CLEVELAND — A new Cleveland Clinic study shows a concerning link between the pandemic and a rise in blood pressure cases across the country.
Doctors believe many people may be at risk for cardiovascular problems and not even know it, especially those who have put off going to the doctor during the pandemic since high blood pressure is not often detected until the worst happens.
A press release states:
“Researchers with Cleveland Clinic and Quest Diagnostics analyzed information from 464,585 people, all of whom participated in an annual employer-sponsored wellness program; operated by Quest Diagnostics. The data, based on tests performed by Quest Diagnostics showed a significant increase in blood pressure from April through December of 2020 – when many U.S. states put stay-at-home orders in place – compared to the same time period in 2019.
"During that period of time, mean increases each month, compared to the previous year, ranged from 1.10 to 2.50 mm Hg for systolic blood pressure and 0.14 to 0.53 mm Hg for diastolic blood pressure. Increases were seen across all age groups in both men and women- though, a larger increase was seen in women."
Dr.
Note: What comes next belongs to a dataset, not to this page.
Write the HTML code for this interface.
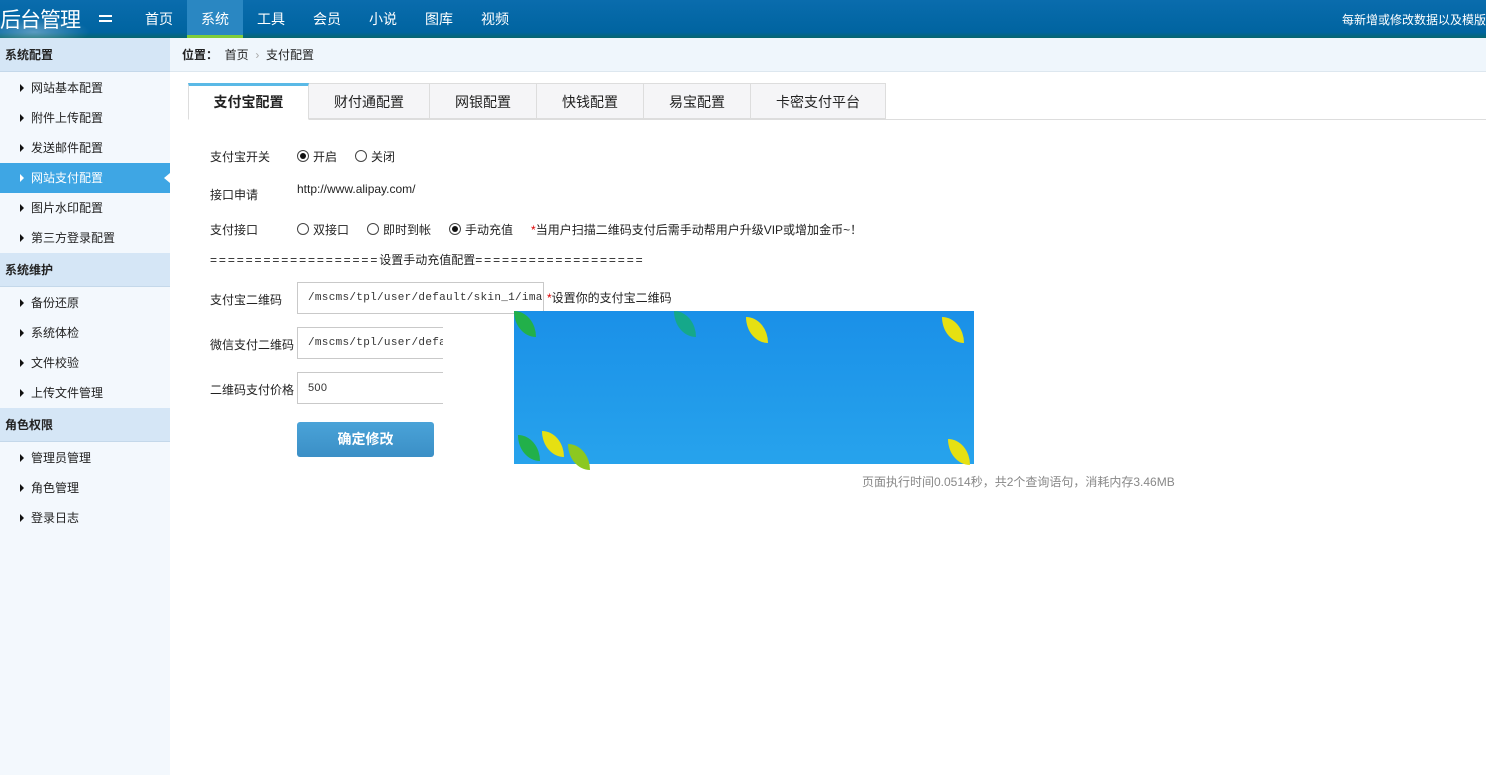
<!DOCTYPE html>
<html><head><meta charset="utf-8"><style>
*{margin:0;padding:0;box-sizing:border-box}
body{width:1486px;height:775px;overflow:hidden;background:#fff;font-family:"Liberation Sans","Noto Sans CJK SC",sans-serif;font-size:12px;color:#222;position:relative}
.top{position:absolute;left:0;top:0;width:1486px;height:38px;background:linear-gradient(#0a6cad,#0064a0 85%,#05666e)}
.logo{position:absolute;left:0;top:4px;color:#fff;font-size:21px;letter-spacing:-1px}
.logo:before{content:"";position:absolute;left:-10px;top:10px;width:110px;height:30px;background:radial-gradient(ellipse at 40% 60%,rgba(255,255,255,.35),transparent 60%)}
.eq{position:absolute;left:99px;top:15px;width:13px;height:2px;background:#fff;box-shadow:0 5px 0 #fff}
.nav{position:absolute;top:0;height:38px;line-height:38px;color:#fff;font-size:14px}
.nav.act{background:#2a87c2;border-bottom:3px solid #7fcd3a;line-height:38px}
.rt{position:absolute;right:0;top:11px;color:#fff;font-size:12px;white-space:nowrap}
.side{position:absolute;left:0;top:38px;width:170px;height:737px;background:#f3f8fd}
.h{position:absolute;left:0;width:170px;height:34px;line-height:34px;background:#d5e6f6;border-bottom:1px solid #c4d8ea;font-weight:bold;padding-left:5px;font-size:12px}
.it{position:absolute;left:0;width:170px;height:30px;line-height:30px;padding-left:20px;font-size:12px}
.it:before{content:"";display:inline-block;border-left:4px solid #111;border-top:4px solid transparent;border-bottom:4px solid transparent;margin-right:7px;vertical-align:0}
.it.a{background:#3ea6e4;color:#fff}.it.a:before{border-left-color:#fff}
.it.a:after{content:"";position:absolute;right:0;top:10px;border-right:6px solid #fff;border-top:5px solid transparent;border-bottom:5px solid transparent}
.bc{position:absolute;left:170px;top:38px;width:1316px;height:34px;line-height:34px;background:#eff6fc;border-bottom:1px solid #dde7ef;padding-left:12px}
.tabline{position:absolute;left:188px;top:119px;width:1298px;height:1px;background:#ddd}
.tab{position:absolute;top:83px;height:36px;line-height:36px;text-align:center;background:#f5f5f7;border:1px solid #ddd;border-left:none;font-size:14px}
.tab.a{background:#fff;border-top:3px solid #5ab9e6;border-left:1px solid #ddd;border-bottom:1px solid #fff;height:37px;font-weight:bold;line-height:33px}
.l{position:absolute;left:210px;font-size:12px}
.r{position:absolute;font-size:12px;white-space:nowrap}
.rad{display:inline-block;width:12px;height:12px;border:1px solid #444;border-radius:50%;vertical-align:-1px;margin-right:4px;position:relative;background:#fff}
.rad.on:after{content:"";position:absolute;left:2px;top:2px;width:6px;height:6px;border-radius:50%;background:#111}
.gap{display:inline-block;width:18px}
.inp{position:absolute;left:297px;height:32px;border:1px solid #c9c9c9;background:#fff;font-family:"Liberation Mono",monospace;font-size:11px;letter-spacing:0.3px;line-height:30px;padding-left:10px;overflow:hidden;white-space:nowrap;color:#333}
.red{color:#d00}
.eqs{letter-spacing:1.9px}
.btn{position:absolute;left:297px;top:422px;width:137px;height:35px;background:linear-gradient(#4aa3d8,#3b8fc6);border-radius:3px;color:#fff;font-weight:bold;font-size:14px;text-align:center;line-height:35px}
.img{position:absolute;left:514px;top:311px;width:460px;height:153px;background:linear-gradient(#1a90e8,#27a3ec)}
.lf{position:absolute;width:22px;height:26px;border-radius:0 100% 0 100%}
</style></head><body>
<div class="top">
<div class="logo">后台管理</div><div class="eq"></div>
<div class="nav" style="left:145px">首页</div>
<div class="nav act" style="left:187px;width:56px;text-align:center">系统</div>
<div class="nav" style="left:257px">工具</div>
<div class="nav" style="left:313px">会员</div>
<div class="nav" style="left:369px">小说</div>
<div class="nav" style="left:425px">图库</div>
<div class="nav" style="left:481px">视频</div>
<div class="rt">每新增或修改数据以及模版</div>
</div>
<div class="side">
<div class="h" style="top:0">系统配置</div>
<div class="it" style="top:35px">网站基本配置</div>
<div class="it" style="top:65px">附件上传配置</div>
<div class="it" style="top:95px">发送邮件配置</div>
<div class="it a" style="top:125px">网站支付配置</div>
<div class="it" style="top:155px">图片水印配置</div>
<div class="it" style="top:185px">第三方登录配置</div>
<div class="h" style="top:215px">系统维护</div>
<div class="it" style="top:250px">备份还原</div>
<div class="it" style="top:280px">系统体检</div>
<div class="it" style="top:310px">文件校验</div>
<div class="it" style="top:340px">上传文件管理</div>
<div class="h" style="top:370px">角色权限</div>
<div class="it" style="top:405px">管理员管理</div>
<div class="it" style="top:435px">角色管理</div>
<div class="it" style="top:465px">登录日志</div>
</div>
<div class="bc"><b>位置：</b>&nbsp; 首页 <span style="color:#aaa">&nbsp;›&nbsp;</span> 支付配置</div>
<div class="tabline"></div>
<div class="tab a" style="left:188px;width:121px">支付宝配置</div>
<div class="tab" style="left:309px;width:121px">财付通配置</div>
<div class="tab" style="left:430px;width:107px">网银配置</div>
<div class="tab" style="left:537px;width:107px">快钱配置</div>
<div class="tab" style="left:644px;width:107px">易宝配置</div>
<div class="tab" style="left:751px;width:135px">卡密支付平台</div>

<div class="l" style="top:148px">支付宝开关</div>
<div class="r" style="left:297px;top:148px"><span class="rad on"></span>开启<span class="gap"></span><span class="rad"></span>关闭</div>
<div class="l" style="top:186px">接口申请</div>
<div class="r" style="left:297px;top:182px">http://www.alipay.com/</div>
<div class="l" style="top:221px">支付接口</div>
<div class="r" style="left:297px;top:221px"><span class="rad"></span>双接口<span class="gap"></span><span class="rad"></span>即时到帐<span class="gap"></span><span class="rad on"></span>手动充值<span class="gap"></span><span class="red">*</span>当用户扫描二维码支付后需手动帮用户升级VIP或增加金币~！</div>
<div class="l" style="top:251px"><span class="eqs">===================</span>设置手动充值配置<span class="eqs">===================</span></div>
<div class="l" style="top:291px">支付宝二维码</div>
<div class="inp" style="top:282px;width:247px">/mscms/tpl/user/default/skin_1/images/z</div>
<div class="r" style="left:547px;top:289px"><span class="red">*</span>设置你的支付宝二维码</div>
<div class="l" style="top:336px">微信支付二维码</div>
<div class="inp" style="top:327px;width:146px;border-right:none">/mscms/tpl/user/default</div>
<div class="l" style="top:381px">二维码支付价格</div>
<div class="inp" style="top:372px;width:146px;border-right:none;font-family:'Liberation Sans',sans-serif">500</div>
<div class="btn">确定修改</div>
<div class="img">
<div class="lf" style="left:0;top:0;background:#22b04a"></div>
<div class="lf" style="left:160px;top:0;background:#15a88a"></div>
<div class="lf" style="left:232px;top:6px;background:#e6e012"></div>
<div class="lf" style="left:428px;top:6px;background:#e6e012"></div>
<div class="lf" style="left:4px;top:124px;background:#22b04a"></div>
<div class="lf" style="left:28px;top:120px;background:#e6e012"></div>
<div class="lf" style="left:54px;top:133px;background:#8cc820"></div>
<div class="lf" style="left:434px;top:128px;background:#e6e012"></div>
</div>
<div class="r" style="left:862px;top:473px;color:#888">页面执行时间0.0514秒，共2个查询语句，消耗内存3.46MB</div>
</body></html>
Luke Laffin, Co-Director of Cleveland Clinic’s Center for Blood Pressure Disorders, says the spike is likely due to alcohol consumption, lack of physical activity, emotional stress and poor sleep.
“Lifestyle components are very important and these have been greatly affected by the COVID-19 pandemic," Dr. Laffin explained. “Make sure you see your doctor regularly, take your medications as prescribed and don't lose track of those chronic medical conditions that can creep up during a pandemic because those are really important.”
Blood Pressure scare hits home for local father
Coty Backman was in his mid-20s when he first learned he had high blood pressure.
“Before I left college, I had some issues, so it’s been a while,” he said. “They call this a silent killer. You know, this can creep up on you.”
He says that “silent killer” runs in his family.
“My mother has high blood pressure,” Backman said. “My wife's father actually passed from that.”
The genetic concern was confirmed when a concussion sent him to an infirmary early on. Backman, now 49 years old, started taking meds. Though within the last year, he says he started feeling sluggish and his blood pressure readings are still above average. So, he went to the Cleveland Clinic to help manage it.
“I didn't want to be, you know, one of those statistics, especially where you can do something about it,” Backman said. “I have a 11-year-old daughter and, you know, she needs her dad.”
Managing high blood pressure
The 2021 blood pressure numbers are not out yet. However, Dr. Laffin expects those numbers to stay high or continue rising over the next few years because of COVID lifestyle changes.
Dr. Laffin recommends scheduling an appointment with a doctor to find out your numbers. He says some blood pressure cases require different treatments and medications, while certain lifestyle and diet changes work for many. If you don’t have a primary care doctor, visit your local pharmacies, a health clinic and even some gyms as many of them will do it for free.